Sunday, 16 September 2007

Speaking "unkown" languages

Hi there.

Last night I was reading ITLAD, page 354, where one Dr. Freeborn, in 1902, wrote up the case of an elderly English woman who had pneumonia, and who started to talk in Hindustani when she was in a particularly critical state. It was later discovered that she had lived in India as a child, and that the topic of her conversation was very much the language that a very young child might speak - talking about buying sweets etc. Still critical, she then went on to speak a little German and French, which she had picked up in her teenage years. The gist of the story is that she went through these languages in the order in which she learnt them over her life, suggesting that in her critical state, she was playing back her life in her mind, and that in her delirium, she was expressing herself outwardly.

That interested me in and of itself, because it's so fascinating, and the reason that I am posting this is because I read today in a couple of newspaper websites about a Czech guy who had a motorbike accident and woke up speaking perfect English, even though he was an elementary learner of the language.
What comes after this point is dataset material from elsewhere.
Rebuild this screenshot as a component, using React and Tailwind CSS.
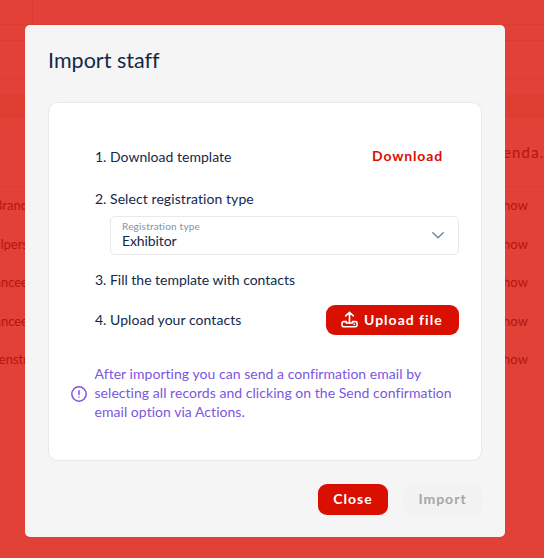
import React from 'react';

const rows = [
  { id: 1, name: 'Brand', action: 'Show' },
  { id: 2, name: 'lpers', action: 'Show' },
  { id: 3, name: 'ancee', action: 'Show' },
  { id: 4, name: 'ancee', action: 'Show' },
  { id: 5, name: 'enstr', action: 'Show' },
];

const UploadIcon = () => (
  <svg className="mb-[2px] shrink-0" width="17" height="17" viewBox="0 0 17 17" fill="none" stroke="currentColor" strokeWidth="1.6" strokeLinecap="round" strokeLinejoin="round">
    <path d="M8.5 12V1.3M4.7 4.9l3.8-3.7 3.8 3.7" />
    <path d="M5.4 10.6H2.6a1.6 1.6 0 0 0-1.6 1.6v2a1.6 1.6 0 0 0 1.6 1.6h11.8a1.6 1.6 0 0 0 1.6-1.6v-2a1.6 1.6 0 0 0-1.6-1.6h-2.8M5.4 10.6v1.4h6.2v-1.4" />
    <path d="M13.2 13.4h.1" />
  </svg>
);

const InfoIcon = () => (
  <svg className="mt-[2px] shrink-0" width="16" height="16" viewBox="0 0 16 16" fill="none" stroke="currentColor" strokeWidth="1.5" strokeLinecap="round">
    <circle cx="8" cy="8" r="7.2" />
    <path d="M8 4.8v3.6M8 11v.1" />
  </svg>
);

// Staff list that stays visible around the dialog
function StaffPage() {
  return (
    <div className="flex h-full flex-col text-[13px] text-[#b5150e]">
      <div className="h-[25px] border-b border-[#dc3d31] pl-8">
        <div className="h-full border-l border-[#dc3d31]" />
      </div>
      <div className="h-4 border-b border-[#dc3d31]" />
      <div className="h-[38px] border-b border-[#dc3d31]" />
      <div className="h-[16px]" />
      <div className="h-[23px] bg-[#de3d32]" />
      <div className="flex h-[69px] items-center justify-end overflow-hidden border-b border-[#dc3d31]">
        <span className="w-[50px] whitespace-nowrap text-[15px] tracking-[1.2px]">genda...</span>
      </div>
      {rows.map((row) => (
        <div key={row.id} className="flex h-[38.5px] shrink-0 items-center justify-between border-b border-[#de3e33]">
          <div className="flex w-[28px] justify-end">
            <span>{row.name}</span>
          </div>
          <span className="pr-4 tracking-[0.1px]">{row.action}</span>
        </div>
      ))}
    </div>
  );
}

function App() {
  return (
    <div className="relative h-[558px] w-[544px] overflow-hidden bg-[#e14136] font-['Lato',sans-serif]">
      <StaffPage />

      {/* Dialog */}
      <div className="absolute top-[25px] left-[25px] flex h-[512px] w-[480px] flex-col rounded-[5px] bg-[#f5f5f5] px-[23px] text-[#13294b]">
        <h2 className="mt-[20px] h-[30px] text-[21.5px] leading-[30px] tracking-[0.02px] whitespace-nowrap">Import staff</h2>

        <div className="mt-[27px] flex h-[359px] flex-col rounded-[10px] border border-[#e9e9e9] bg-white pr-[22px] pl-[22px] text-[14px]">
          <div className="mt-[38px] ml-6 flex h-[30px] items-center">
            <span className="w-[15px]">1.</span>
            <span className="tracking-[0.02px]">Download template</span>
            <span className="mr-[16px] ml-auto pb-[1px] font-bold tracking-[0.85px] text-[#d90f00]">Download</span>
          </div>

          <div className="mt-[17px] ml-6 flex h-5 items-center">
            <span className="w-[15px]">2.</span>
            <span className="tracking-[0.08px]">Select registration type</span>
          </div>
          <div className="mt-[8px] ml-[39px] flex h-[39px] items-center justify-between rounded-[5px] border border-[#e9e9e9] pr-[14px] pl-[11px]">
            <div className="flex flex-col pb-[3px]">
              <span className="text-[10px] leading-[13px] tracking-[0.2px] text-[#8193a6]">Registration type</span>
              <span className="text-[14px] leading-[15px] tracking-[-0.1px]">Exhibitor</span>
            </div>
            <svg width="12" height="7" viewBox="0 0 12 7" fill="none" stroke="#6d8aa3" strokeWidth="1.5" strokeLinecap="round" strokeLinejoin="round">
              <path d="M.8.8 6 5.8 11.2.8" />
            </svg>
          </div>

          <div className="mt-[14px] ml-6 flex h-5 items-center">
            <span className="w-[15px]">3.</span>
            <span className="tracking-[-0.02px]">Fill the template with contacts</span>
          </div>

          <div className="mt-[16px] ml-6 flex h-[30px] items-center">
            <span className="w-[15px] pb-[2px]">4.</span>
            <span className="pb-[2px] tracking-[0.05px]">Upload your contacts</span>
            <button className="ml-auto flex h-[30px] w-[133px] items-center rounded-[9px] bg-[#d90f00] pl-[15px] font-bold text-white">
              <UploadIcon />
              <span className="ml-[6px] pb-[2px] tracking-[1px] whitespace-nowrap">Upload file</span>
            </button>
          </div>

          <div className="mt-[29px] flex items-center text-[#7c56e1]">
            <InfoIcon />
            <p className="ml-[7.5px] text-[14px] leading-[19.2px] tracking-[0.04px] whitespace-nowrap">
              After importing you can send a confirmation email by<br />
              selecting all records and clicking on the Send confirmation<br />
              email option via Actions.
            </p>
          </div>
        </div>

        <div className="mt-[23px] flex justify-end gap-[15px] text-[14px] font-bold tracking-[1px]">
          <button className="h-[31px] w-[70px] rounded-[9px] bg-[#d90f00] pb-[2px] text-white">Close</button>
          <button className="h-[31px] w-[79px] rounded-[9px] bg-[#f2f2f2] pb-[2px] text-[#a5a5a5]">Import</button>
        </div>
      </div>
    </div>
  );
}

export default App;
I have no idea what this may mean in terms of the book's contents and theory, but maybe it indicates at some level deep down that either we all in fact have within us all of the world's languages, (see page 352, where Alan Pring said in 1979, describing a NDE, that he "felt in some magical way that I would know everything that there was to know") or at least that we can tap into them somehow. Or perhaps in some way, this man's "track" got "jumped over" into someone else's!

Anyway, the links are below:
http://www.metro.co.uk/news/article.html?in_article_id=66049&in_page_id=34
http://www.dailymail.co.uk/pages/live/articles/news/news.html?in_article_id=481651&in_page_id=1770&in_page_id=1770&expand=true#StartComments

One of the links mentions that the ability to speak languages one has never learnt is called "xenoglossy". And here, for what it's worth, is a link to Wikipedia's offering on the "condition".
http://en.wikipedia.org/wiki/Xenoglossy

Anyone heard of any other stories like the biker one?

2 comments:

Chiron said...

I have something but not sure if it's similar. When I was 4 years old my father fell from a building and while he was on the pavement he spoke perfect Spanish to my mother (who happens to be Spanish). Now he already knew some Spanish but not perfectly as he's English.

Anthony Peake said...

You may recall that in the book I argue that a possible explanation for this phenomenon is cryptomnesia. Finnish psychologist Dr Reima Kampman has developed a process whereby hypnotism can be used to isolate the source of these hidden memories or knowledge. For example he had a Finnish student who could sing a song in medieval English - a song that she had never heard of. She assumed that she was remembering a past-life. She was hypnotised back to a point in her childood when she had glanced at, for a second, her mother's book - 'History of Music' by Benjamin Britten & Imogen Holst - and had subconciously 'memorised' the lyrics and tune of the song 'Summer is Icumen in'.
For me the question is not the how but the why this happens when it does.